[Begin Recorded information]
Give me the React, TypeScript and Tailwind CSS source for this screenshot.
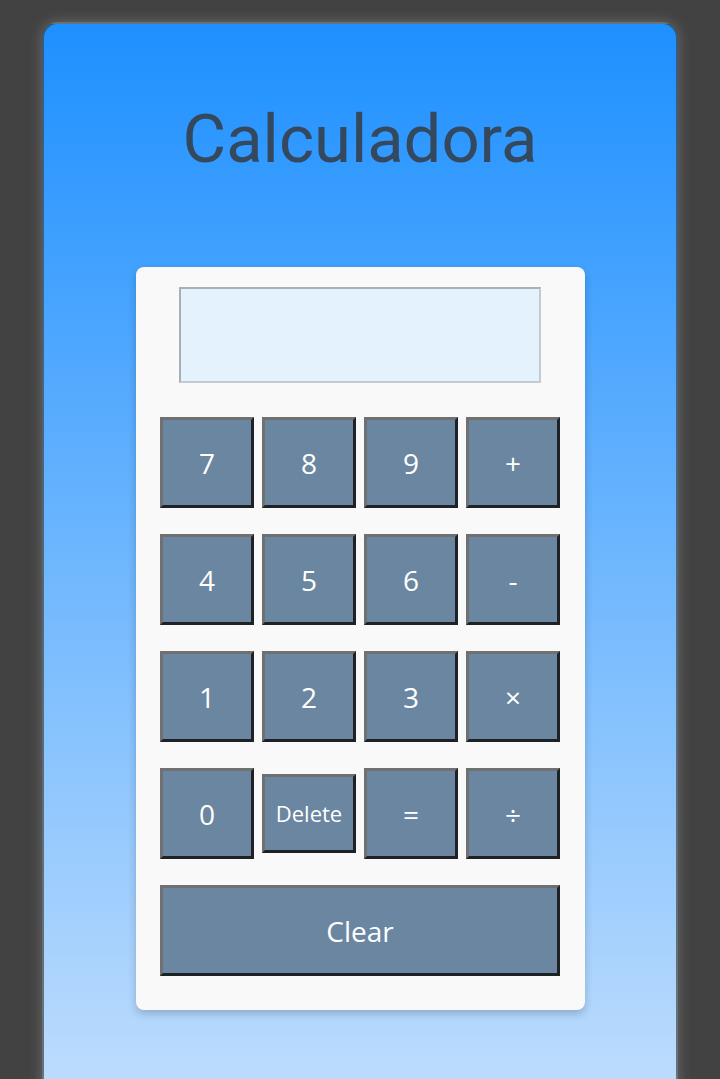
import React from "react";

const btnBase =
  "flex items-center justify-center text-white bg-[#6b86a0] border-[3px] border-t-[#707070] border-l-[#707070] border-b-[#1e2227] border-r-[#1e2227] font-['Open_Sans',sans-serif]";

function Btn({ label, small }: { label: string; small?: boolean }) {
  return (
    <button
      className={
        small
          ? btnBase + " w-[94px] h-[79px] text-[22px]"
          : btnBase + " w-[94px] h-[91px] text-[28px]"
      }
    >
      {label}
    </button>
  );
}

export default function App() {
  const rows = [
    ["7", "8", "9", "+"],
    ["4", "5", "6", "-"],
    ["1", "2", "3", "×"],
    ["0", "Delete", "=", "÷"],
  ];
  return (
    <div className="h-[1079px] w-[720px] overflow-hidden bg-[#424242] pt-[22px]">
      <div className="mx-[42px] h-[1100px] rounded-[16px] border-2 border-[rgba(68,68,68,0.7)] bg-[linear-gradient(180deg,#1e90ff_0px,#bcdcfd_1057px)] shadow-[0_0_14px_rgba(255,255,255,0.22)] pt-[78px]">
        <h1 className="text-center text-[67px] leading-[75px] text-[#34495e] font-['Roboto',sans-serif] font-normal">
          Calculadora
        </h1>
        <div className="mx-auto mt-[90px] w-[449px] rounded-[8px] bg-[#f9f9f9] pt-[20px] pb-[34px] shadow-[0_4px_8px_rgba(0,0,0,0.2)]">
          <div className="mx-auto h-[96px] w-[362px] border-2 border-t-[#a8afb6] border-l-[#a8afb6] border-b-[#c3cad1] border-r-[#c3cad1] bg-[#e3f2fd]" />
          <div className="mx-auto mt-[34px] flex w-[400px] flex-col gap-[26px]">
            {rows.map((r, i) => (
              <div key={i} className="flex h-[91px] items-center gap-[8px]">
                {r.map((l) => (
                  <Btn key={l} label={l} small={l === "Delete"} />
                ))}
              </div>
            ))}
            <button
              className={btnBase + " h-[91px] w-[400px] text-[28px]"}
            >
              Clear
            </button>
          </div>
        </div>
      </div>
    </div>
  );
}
[End Recorded information]
Goal | Return the whole listing, word for word, and leave out every picture.

Completed exercise |
Give me the React, TypeScript and Tailwind CSS source for this screenshot.
import React from "react";

const btnBase =
  "flex items-center justify-center text-white bg-[#6b86a0] border-[3px] border-t-[#707070] border-l-[#707070] border-b-[#1e2227] border-r-[#1e2227] font-['Open_Sans',sans-serif]";

function Btn({ label, small }: { label: string; small?: boolean }) {
  return (
    <button
      className={
        small
          ? btnBase + " w-[94px] h-[79px] text-[22px]"
          : btnBase + " w-[94px] h-[91px] text-[28px]"
      }
    >
      {label}
    </button>
  );
}

export default function App() {
  const rows = [
    ["7", "8", "9", "+"],
    ["4", "5", "6", "-"],
    ["1", "2", "3", "×"],
    ["0", "Delete", "=", "÷"],
  ];
  return (
    <div className="h-[1079px] w-[720px] overflow-hidden bg-[#424242] pt-[22px]">
      <div className="mx-[42px] h-[1100px] rounded-[16px] border-2 border-[rgba(68,68,68,0.7)] bg-[linear-gradient(180deg,#1e90ff_0px,#bcdcfd_1057px)] shadow-[0_0_14px_rgba(255,255,255,0.22)] pt-[78px]">
        <h1 className="text-center text-[67px] leading-[75px] text-[#34495e] font-['Roboto',sans-serif] font-normal">
          Calculadora
        </h1>
        <div className="mx-auto mt-[90px] w-[449px] rounded-[8px] bg-[#f9f9f9] pt-[20px] pb-[34px] shadow-[0_4px_8px_rgba(0,0,0,0.2)]">
          <div className="mx-auto h-[96px] w-[362px] border-2 border-t-[#a8afb6] border-l-[#a8afb6] border-b-[#c3cad1] border-r-[#c3cad1] bg-[#e3f2fd]" />
          <div className="mx-auto mt-[34px] flex w-[400px] flex-col gap-[26px]">
            {rows.map((r, i) => (
              <div key={i} className="flex h-[91px] items-center gap-[8px]">
                {r.map((l) => (
                  <Btn key={l} label={l} small={l === "Delete"} />
                ))}
              </div>
            ))}
            <button
              className={btnBase + " h-[91px] w-[400px] text-[28px]"}
            >
              Clear
            </button>
          </div>
        </div>
      </div>
    </div>
  );
}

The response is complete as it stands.